TASK:
Read through the data and count the lines that contain the string "this"; give only the result.
--------------------------------------------------
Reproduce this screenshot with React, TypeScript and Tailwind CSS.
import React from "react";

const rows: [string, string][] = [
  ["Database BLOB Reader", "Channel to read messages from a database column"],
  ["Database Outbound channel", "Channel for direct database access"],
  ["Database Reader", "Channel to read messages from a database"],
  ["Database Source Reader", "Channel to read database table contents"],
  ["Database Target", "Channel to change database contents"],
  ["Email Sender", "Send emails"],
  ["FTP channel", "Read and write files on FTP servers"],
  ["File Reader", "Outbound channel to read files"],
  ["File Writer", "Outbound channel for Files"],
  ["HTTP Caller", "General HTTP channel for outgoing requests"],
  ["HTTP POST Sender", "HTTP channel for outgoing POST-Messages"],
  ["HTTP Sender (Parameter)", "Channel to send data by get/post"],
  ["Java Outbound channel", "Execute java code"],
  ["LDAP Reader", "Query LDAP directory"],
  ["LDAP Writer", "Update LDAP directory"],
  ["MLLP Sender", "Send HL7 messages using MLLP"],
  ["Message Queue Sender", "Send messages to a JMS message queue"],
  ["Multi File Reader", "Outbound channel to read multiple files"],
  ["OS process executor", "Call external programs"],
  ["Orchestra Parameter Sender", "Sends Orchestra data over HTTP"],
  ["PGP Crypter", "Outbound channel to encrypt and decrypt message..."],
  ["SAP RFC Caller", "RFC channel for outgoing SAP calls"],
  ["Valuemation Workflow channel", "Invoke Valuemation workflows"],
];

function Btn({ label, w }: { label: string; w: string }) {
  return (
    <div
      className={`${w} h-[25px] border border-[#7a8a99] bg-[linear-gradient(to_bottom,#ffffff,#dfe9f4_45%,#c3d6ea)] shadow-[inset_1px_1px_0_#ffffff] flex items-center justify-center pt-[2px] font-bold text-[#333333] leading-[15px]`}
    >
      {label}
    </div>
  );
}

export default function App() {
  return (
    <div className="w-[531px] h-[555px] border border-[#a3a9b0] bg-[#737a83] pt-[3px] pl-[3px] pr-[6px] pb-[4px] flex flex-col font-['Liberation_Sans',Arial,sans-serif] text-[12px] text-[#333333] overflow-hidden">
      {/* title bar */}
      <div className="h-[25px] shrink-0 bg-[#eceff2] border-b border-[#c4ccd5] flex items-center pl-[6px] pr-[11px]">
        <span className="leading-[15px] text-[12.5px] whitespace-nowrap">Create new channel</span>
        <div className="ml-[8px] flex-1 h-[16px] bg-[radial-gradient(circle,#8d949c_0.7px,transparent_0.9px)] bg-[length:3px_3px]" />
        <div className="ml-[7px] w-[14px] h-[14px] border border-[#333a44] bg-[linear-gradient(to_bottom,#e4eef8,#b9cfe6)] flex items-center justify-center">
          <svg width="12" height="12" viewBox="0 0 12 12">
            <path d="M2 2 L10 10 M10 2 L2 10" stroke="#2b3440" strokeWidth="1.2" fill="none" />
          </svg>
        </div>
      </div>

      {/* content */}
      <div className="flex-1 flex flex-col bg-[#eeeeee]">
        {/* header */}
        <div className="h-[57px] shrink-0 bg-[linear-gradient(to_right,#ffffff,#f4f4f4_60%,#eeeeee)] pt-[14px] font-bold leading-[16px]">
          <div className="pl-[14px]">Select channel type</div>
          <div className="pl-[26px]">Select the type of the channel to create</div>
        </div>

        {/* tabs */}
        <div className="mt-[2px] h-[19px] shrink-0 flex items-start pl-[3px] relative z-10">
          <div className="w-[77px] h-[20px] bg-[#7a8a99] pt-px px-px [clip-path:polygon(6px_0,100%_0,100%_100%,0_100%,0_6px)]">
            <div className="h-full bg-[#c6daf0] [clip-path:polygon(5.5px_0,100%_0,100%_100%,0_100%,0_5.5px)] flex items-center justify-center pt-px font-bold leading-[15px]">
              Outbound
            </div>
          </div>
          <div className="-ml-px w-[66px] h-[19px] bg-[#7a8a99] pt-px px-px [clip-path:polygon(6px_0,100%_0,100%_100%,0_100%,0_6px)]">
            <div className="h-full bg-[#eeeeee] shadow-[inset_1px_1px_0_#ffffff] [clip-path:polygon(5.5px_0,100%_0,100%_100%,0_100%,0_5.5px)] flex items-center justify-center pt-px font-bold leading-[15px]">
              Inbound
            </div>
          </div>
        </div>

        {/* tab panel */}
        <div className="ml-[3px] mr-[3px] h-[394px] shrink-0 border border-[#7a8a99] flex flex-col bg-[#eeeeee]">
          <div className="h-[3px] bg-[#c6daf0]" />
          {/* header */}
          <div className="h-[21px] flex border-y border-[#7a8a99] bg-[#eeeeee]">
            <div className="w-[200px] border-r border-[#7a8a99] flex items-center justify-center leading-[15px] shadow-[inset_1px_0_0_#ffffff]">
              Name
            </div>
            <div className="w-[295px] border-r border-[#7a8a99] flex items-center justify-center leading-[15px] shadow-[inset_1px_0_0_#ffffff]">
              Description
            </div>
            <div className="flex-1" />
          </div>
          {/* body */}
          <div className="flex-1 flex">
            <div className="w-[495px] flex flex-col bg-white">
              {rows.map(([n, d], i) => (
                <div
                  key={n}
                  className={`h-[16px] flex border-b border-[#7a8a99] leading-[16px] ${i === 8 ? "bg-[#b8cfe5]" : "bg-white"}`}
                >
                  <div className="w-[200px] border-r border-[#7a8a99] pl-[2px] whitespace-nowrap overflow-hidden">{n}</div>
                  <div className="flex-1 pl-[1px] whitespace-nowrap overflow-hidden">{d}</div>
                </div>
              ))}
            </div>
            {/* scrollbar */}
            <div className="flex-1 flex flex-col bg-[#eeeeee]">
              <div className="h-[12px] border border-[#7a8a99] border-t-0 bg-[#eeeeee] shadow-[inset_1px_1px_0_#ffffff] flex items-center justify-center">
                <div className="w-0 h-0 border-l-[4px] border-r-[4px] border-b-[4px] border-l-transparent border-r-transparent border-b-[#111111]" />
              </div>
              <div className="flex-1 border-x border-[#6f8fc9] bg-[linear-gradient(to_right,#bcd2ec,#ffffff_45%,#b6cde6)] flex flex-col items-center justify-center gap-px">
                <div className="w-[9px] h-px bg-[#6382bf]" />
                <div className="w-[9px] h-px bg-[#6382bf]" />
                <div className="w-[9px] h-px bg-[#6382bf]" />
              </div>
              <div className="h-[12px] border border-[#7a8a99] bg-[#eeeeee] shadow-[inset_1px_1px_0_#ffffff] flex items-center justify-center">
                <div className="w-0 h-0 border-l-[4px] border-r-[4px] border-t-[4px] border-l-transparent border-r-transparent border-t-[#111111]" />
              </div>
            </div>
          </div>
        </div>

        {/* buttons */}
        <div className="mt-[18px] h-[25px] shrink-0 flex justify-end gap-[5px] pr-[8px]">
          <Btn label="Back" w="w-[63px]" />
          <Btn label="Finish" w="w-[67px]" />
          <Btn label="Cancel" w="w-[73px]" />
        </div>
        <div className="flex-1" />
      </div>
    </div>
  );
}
--------------------------------------------------
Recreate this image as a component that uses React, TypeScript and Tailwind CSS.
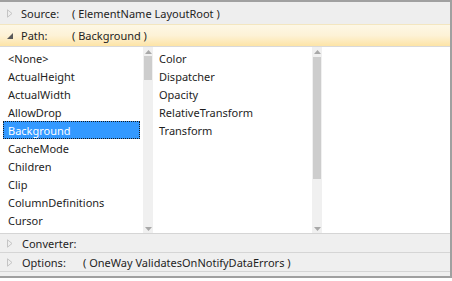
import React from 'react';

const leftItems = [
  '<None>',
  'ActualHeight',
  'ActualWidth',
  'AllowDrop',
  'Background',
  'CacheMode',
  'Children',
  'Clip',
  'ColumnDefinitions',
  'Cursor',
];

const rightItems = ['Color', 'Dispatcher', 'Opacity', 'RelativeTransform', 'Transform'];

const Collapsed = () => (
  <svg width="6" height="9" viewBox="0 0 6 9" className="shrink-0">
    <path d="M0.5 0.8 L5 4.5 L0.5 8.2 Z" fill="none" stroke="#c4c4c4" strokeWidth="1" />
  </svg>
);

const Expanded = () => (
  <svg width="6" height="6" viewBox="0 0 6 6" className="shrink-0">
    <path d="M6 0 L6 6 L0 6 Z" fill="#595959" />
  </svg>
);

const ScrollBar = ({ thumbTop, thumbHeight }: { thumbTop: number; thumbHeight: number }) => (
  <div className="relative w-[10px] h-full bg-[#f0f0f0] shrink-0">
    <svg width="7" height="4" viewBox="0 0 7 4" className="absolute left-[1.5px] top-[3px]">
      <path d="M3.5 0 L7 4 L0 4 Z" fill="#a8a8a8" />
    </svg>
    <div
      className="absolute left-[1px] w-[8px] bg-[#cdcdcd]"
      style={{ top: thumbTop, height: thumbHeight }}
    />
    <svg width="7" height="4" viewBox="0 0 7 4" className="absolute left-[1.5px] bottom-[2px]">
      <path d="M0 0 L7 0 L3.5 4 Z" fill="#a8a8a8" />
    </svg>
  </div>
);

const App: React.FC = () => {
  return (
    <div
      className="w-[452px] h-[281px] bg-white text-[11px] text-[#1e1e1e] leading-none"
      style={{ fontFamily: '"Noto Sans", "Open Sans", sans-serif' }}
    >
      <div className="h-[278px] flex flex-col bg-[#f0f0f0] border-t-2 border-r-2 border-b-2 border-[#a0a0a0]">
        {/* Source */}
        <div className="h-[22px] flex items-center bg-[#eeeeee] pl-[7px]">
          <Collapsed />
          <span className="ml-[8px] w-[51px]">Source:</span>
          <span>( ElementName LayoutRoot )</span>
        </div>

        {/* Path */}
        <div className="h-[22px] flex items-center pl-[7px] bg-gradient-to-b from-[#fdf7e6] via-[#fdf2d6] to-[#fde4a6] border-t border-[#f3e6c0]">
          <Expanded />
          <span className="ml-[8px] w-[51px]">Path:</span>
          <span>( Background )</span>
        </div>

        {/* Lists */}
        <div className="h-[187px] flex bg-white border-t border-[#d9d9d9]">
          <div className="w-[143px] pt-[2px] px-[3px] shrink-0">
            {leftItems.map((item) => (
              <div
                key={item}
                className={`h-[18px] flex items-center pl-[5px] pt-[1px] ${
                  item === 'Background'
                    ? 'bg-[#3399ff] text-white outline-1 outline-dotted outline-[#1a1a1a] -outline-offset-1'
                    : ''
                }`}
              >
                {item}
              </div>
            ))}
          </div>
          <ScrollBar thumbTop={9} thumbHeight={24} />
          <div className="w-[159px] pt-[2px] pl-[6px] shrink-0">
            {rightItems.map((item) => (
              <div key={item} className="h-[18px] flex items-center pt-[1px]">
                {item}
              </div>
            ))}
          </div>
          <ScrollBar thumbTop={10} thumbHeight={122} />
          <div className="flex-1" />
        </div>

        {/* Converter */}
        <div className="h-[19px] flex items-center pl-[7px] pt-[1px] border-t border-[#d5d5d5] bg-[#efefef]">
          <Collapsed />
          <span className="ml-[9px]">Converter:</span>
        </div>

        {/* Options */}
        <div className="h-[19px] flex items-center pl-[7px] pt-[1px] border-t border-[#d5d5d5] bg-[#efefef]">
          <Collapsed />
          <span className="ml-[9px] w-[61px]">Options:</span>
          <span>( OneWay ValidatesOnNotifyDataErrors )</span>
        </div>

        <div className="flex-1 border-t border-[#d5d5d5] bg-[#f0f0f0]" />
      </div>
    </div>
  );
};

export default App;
--------------------------------------------------
EXERCISE RESPONSE:
2